Objective: Copy the data precisely, character for character, and leave out every picture.

[Data items]
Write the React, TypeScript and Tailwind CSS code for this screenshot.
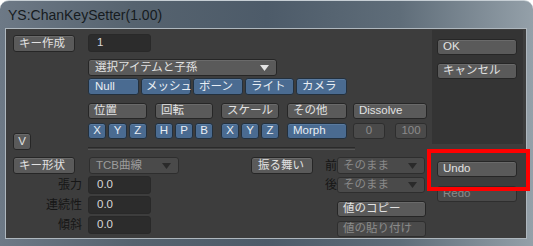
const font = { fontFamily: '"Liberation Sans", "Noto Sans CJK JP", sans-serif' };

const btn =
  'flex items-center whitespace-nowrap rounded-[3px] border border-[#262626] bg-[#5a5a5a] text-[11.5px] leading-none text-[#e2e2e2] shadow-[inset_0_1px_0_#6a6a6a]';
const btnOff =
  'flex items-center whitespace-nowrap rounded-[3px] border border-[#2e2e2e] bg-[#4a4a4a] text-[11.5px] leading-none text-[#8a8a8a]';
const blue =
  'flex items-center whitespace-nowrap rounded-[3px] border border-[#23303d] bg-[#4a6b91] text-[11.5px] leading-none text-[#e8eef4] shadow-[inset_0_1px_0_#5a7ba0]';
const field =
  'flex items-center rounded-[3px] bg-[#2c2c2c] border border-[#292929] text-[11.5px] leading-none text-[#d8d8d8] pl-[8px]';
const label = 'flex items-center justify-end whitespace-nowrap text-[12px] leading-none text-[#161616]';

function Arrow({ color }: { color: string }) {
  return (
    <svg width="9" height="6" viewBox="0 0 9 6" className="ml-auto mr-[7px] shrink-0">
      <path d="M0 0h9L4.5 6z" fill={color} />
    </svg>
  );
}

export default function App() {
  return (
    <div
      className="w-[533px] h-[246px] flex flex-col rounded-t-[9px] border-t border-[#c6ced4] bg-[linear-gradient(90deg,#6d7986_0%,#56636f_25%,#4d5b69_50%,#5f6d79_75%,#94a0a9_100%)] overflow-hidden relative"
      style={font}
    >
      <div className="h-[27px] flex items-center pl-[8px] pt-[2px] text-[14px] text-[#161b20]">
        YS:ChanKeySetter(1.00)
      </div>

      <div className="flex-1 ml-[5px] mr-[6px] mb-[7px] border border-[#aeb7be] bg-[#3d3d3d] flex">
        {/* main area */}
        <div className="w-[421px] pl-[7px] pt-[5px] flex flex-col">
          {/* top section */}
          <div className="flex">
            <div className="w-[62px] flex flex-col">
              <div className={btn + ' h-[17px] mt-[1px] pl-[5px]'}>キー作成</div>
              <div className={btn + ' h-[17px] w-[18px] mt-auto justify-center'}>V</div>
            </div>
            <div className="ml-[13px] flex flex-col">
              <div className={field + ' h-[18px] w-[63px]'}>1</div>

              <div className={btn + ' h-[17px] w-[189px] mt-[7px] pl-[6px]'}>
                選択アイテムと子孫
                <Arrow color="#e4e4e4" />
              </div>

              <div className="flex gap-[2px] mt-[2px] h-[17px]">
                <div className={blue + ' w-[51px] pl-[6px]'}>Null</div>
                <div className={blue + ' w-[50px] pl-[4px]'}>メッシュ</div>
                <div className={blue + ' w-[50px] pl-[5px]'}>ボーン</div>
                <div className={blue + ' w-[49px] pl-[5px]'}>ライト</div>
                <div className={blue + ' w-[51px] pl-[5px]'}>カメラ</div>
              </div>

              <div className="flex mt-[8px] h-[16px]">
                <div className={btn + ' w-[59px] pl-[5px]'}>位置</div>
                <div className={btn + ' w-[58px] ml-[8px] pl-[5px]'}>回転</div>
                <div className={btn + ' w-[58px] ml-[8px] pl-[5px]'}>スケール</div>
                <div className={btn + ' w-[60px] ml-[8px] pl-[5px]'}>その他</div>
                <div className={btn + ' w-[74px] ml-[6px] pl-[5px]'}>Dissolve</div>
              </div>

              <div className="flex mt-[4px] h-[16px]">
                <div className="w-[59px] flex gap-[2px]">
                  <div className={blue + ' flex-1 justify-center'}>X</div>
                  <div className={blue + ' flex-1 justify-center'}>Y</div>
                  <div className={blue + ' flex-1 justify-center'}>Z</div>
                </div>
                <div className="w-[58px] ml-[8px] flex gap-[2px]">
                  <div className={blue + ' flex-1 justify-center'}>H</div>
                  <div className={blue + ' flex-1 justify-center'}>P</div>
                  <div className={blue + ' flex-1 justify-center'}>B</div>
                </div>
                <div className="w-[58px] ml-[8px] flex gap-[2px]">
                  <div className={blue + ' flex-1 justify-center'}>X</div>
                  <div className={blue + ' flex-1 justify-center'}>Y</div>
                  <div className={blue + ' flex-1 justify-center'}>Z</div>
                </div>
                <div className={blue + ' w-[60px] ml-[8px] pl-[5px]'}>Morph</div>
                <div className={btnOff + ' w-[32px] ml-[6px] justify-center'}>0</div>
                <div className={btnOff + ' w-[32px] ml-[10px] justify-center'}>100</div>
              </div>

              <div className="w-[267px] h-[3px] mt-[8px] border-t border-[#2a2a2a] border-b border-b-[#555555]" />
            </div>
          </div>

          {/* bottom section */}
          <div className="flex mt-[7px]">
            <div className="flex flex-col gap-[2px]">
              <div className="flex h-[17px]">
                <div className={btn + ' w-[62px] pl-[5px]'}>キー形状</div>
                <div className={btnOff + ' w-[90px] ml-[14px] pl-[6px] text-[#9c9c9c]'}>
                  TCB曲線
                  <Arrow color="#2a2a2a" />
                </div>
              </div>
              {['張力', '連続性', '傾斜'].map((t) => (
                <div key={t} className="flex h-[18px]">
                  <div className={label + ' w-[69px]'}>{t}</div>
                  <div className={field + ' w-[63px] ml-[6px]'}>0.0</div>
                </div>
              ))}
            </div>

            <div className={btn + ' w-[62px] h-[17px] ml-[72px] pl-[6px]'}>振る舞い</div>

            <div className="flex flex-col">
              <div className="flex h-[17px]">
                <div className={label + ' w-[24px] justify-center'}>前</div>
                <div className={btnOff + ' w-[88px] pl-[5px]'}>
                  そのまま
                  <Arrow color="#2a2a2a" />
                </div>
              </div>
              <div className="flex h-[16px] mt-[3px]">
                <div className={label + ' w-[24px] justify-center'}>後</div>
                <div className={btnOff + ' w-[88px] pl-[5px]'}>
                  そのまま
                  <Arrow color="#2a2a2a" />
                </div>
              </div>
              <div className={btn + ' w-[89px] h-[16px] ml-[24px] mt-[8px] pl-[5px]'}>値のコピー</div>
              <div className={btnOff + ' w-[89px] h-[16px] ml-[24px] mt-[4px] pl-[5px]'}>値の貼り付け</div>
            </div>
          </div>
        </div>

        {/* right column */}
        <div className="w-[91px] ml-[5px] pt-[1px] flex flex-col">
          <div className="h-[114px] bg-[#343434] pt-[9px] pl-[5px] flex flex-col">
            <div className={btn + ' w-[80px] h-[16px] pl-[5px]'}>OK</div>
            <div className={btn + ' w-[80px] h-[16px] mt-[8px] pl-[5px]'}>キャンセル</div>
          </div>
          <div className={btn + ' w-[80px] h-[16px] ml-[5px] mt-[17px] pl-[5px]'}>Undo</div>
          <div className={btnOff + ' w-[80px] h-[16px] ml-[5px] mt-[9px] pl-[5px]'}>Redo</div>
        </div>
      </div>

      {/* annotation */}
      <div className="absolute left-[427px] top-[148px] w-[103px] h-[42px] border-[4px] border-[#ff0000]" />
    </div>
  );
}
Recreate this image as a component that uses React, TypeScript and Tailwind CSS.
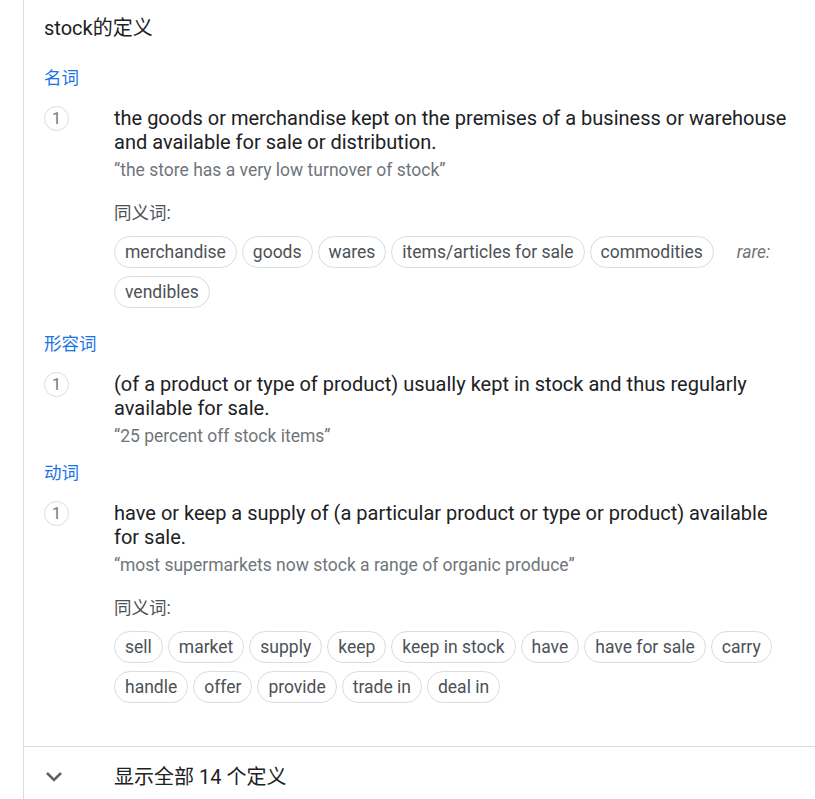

Answer to this task:
Write the React, TypeScript and Tailwind CSS code for this screenshot.
const font = { fontFamily: '"Liberation Sans", "Noto Sans CJK JP", sans-serif' };

const btn =
  'flex items-center whitespace-nowrap rounded-[3px] border border-[#262626] bg-[#5a5a5a] text-[11.5px] leading-none text-[#e2e2e2] shadow-[inset_0_1px_0_#6a6a6a]';
const btnOff =
  'flex items-center whitespace-nowrap rounded-[3px] border border-[#2e2e2e] bg-[#4a4a4a] text-[11.5px] leading-none text-[#8a8a8a]';
const blue =
  'flex items-center whitespace-nowrap rounded-[3px] border border-[#23303d] bg-[#4a6b91] text-[11.5px] leading-none text-[#e8eef4] shadow-[inset_0_1px_0_#5a7ba0]';
const field =
  'flex items-center rounded-[3px] bg-[#2c2c2c] border border-[#292929] text-[11.5px] leading-none text-[#d8d8d8] pl-[8px]';
const label = 'flex items-center justify-end whitespace-nowrap text-[12px] leading-none text-[#161616]';

function Arrow({ color }: { color: string }) {
  return (
    <svg width="9" height="6" viewBox="0 0 9 6" className="ml-auto mr-[7px] shrink-0">
      <path d="M0 0h9L4.5 6z" fill={color} />
    </svg>
  );
}

export default function App() {
  return (
    <div
      className="w-[533px] h-[246px] flex flex-col rounded-t-[9px] border-t border-[#c6ced4] bg-[linear-gradient(90deg,#6d7986_0%,#56636f_25%,#4d5b69_50%,#5f6d79_75%,#94a0a9_100%)] overflow-hidden relative"
      style={font}
    >
      <div className="h-[27px] flex items-center pl-[8px] pt-[2px] text-[14px] text-[#161b20]">
        YS:ChanKeySetter(1.00)
      </div>

      <div className="flex-1 ml-[5px] mr-[6px] mb-[7px] border border-[#aeb7be] bg-[#3d3d3d] flex">
        {/* main area */}
        <div className="w-[421px] pl-[7px] pt-[5px] flex flex-col">
          {/* top section */}
          <div className="flex">
            <div className="w-[62px] flex flex-col">
              <div className={btn + ' h-[17px] mt-[1px] pl-[5px]'}>キー作成</div>
              <div className={btn + ' h-[17px] w-[18px] mt-auto justify-center'}>V</div>
            </div>
            <div className="ml-[13px] flex flex-col">
              <div className={field + ' h-[18px] w-[63px]'}>1</div>

              <div className={btn + ' h-[17px] w-[189px] mt-[7px] pl-[6px]'}>
                選択アイテムと子孫
                <Arrow color="#e4e4e4" />
              </div>

              <div className="flex gap-[2px] mt-[2px] h-[17px]">
                <div className={blue + ' w-[51px] pl-[6px]'}>Null</div>
                <div className={blue + ' w-[50px] pl-[4px]'}>メッシュ</div>
                <div className={blue + ' w-[50px] pl-[5px]'}>ボーン</div>
                <div className={blue + ' w-[49px] pl-[5px]'}>ライト</div>
                <div className={blue + ' w-[51px] pl-[5px]'}>カメラ</div>
              </div>

              <div className="flex mt-[8px] h-[16px]">
                <div className={btn + ' w-[59px] pl-[5px]'}>位置</div>
                <div className={btn + ' w-[58px] ml-[8px] pl-[5px]'}>回転</div>
                <div className={btn + ' w-[58px] ml-[8px] pl-[5px]'}>スケール</div>
                <div className={btn + ' w-[60px] ml-[8px] pl-[5px]'}>その他</div>
                <div className={btn + ' w-[74px] ml-[6px] pl-[5px]'}>Dissolve</div>
              </div>

              <div className="flex mt-[4px] h-[16px]">
                <div className="w-[59px] flex gap-[2px]">
                  <div className={blue + ' flex-1 justify-center'}>X</div>
                  <div className={blue + ' flex-1 justify-center'}>Y</div>
                  <div className={blue + ' flex-1 justify-center'}>Z</div>
                </div>
                <div className="w-[58px] ml-[8px] flex gap-[2px]">
                  <div className={blue + ' flex-1 justify-center'}>H</div>
                  <div className={blue + ' flex-1 justify-center'}>P</div>
                  <div className={blue + ' flex-1 justify-center'}>B</div>
                </div>
                <div className="w-[58px] ml-[8px] flex gap-[2px]">
                  <div className={blue + ' flex-1 justify-center'}>X</div>
                  <div className={blue + ' flex-1 justify-center'}>Y</div>
                  <div className={blue + ' flex-1 justify-center'}>Z</div>
                </div>
                <div className={blue + ' w-[60px] ml-[8px] pl-[5px]'}>Morph</div>
                <div className={btnOff + ' w-[32px] ml-[6px] justify-center'}>0</div>
                <div className={btnOff + ' w-[32px] ml-[10px] justify-center'}>100</div>
              </div>

              <div className="w-[267px] h-[3px] mt-[8px] border-t border-[#2a2a2a] border-b border-b-[#555555]" />
            </div>
          </div>

          {/* bottom section */}
          <div className="flex mt-[7px]">
            <div className="flex flex-col gap-[2px]">
              <div className="flex h-[17px]">
                <div className={btn + ' w-[62px] pl-[5px]'}>キー形状</div>
                <div className={btnOff + ' w-[90px] ml-[14px] pl-[6px] text-[#9c9c9c]'}>
                  TCB曲線
                  <Arrow color="#2a2a2a" />
                </div>
              </div>
              {['張力', '連続性', '傾斜'].map((t) => (
                <div key={t} className="flex h-[18px]">
                  <div className={label + ' w-[69px]'}>{t}</div>
                  <div className={field + ' w-[63px] ml-[6px]'}>0.0</div>
                </div>
              ))}
            </div>

            <div className={btn + ' w-[62px] h-[17px] ml-[72px] pl-[6px]'}>振る舞い</div>

            <div className="flex flex-col">
              <div className="flex h-[17px]">
                <div className={label + ' w-[24px] justify-center'}>前</div>
                <div className={btnOff + ' w-[88px] pl-[5px]'}>
                  そのまま
                  <Arrow color="#2a2a2a" />
                </div>
              </div>
              <div className="flex h-[16px] mt-[3px]">
                <div className={label + ' w-[24px] justify-center'}>後</div>
                <div className={btnOff + ' w-[88px] pl-[5px]'}>
                  そのまま
                  <Arrow color="#2a2a2a" />
                </div>
              </div>
              <div className={btn + ' w-[89px] h-[16px] ml-[24px] mt-[8px] pl-[5px]'}>値のコピー</div>
              <div className={btnOff + ' w-[89px] h-[16px] ml-[24px] mt-[4px] pl-[5px]'}>値の貼り付け</div>
            </div>
          </div>
        </div>

        {/* right column */}
        <div className="w-[91px] ml-[5px] pt-[1px] flex flex-col">
          <div className="h-[114px] bg-[#343434] pt-[9px] pl-[5px] flex flex-col">
            <div className={btn + ' w-[80px] h-[16px] pl-[5px]'}>OK</div>
            <div className={btn + ' w-[80px] h-[16px] mt-[8px] pl-[5px]'}>キャンセル</div>
          </div>
          <div className={btn + ' w-[80px] h-[16px] ml-[5px] mt-[17px] pl-[5px]'}>Undo</div>
          <div className={btnOff + ' w-[80px] h-[16px] ml-[5px] mt-[9px] pl-[5px]'}>Redo</div>
        </div>
      </div>

      {/* annotation */}
      <div className="absolute left-[427px] top-[148px] w-[103px] h-[42px] border-[4px] border-[#ff0000]" />
    </div>
  );
}
Recreate this image as a component that uses React, TypeScript and Tailwind CSS.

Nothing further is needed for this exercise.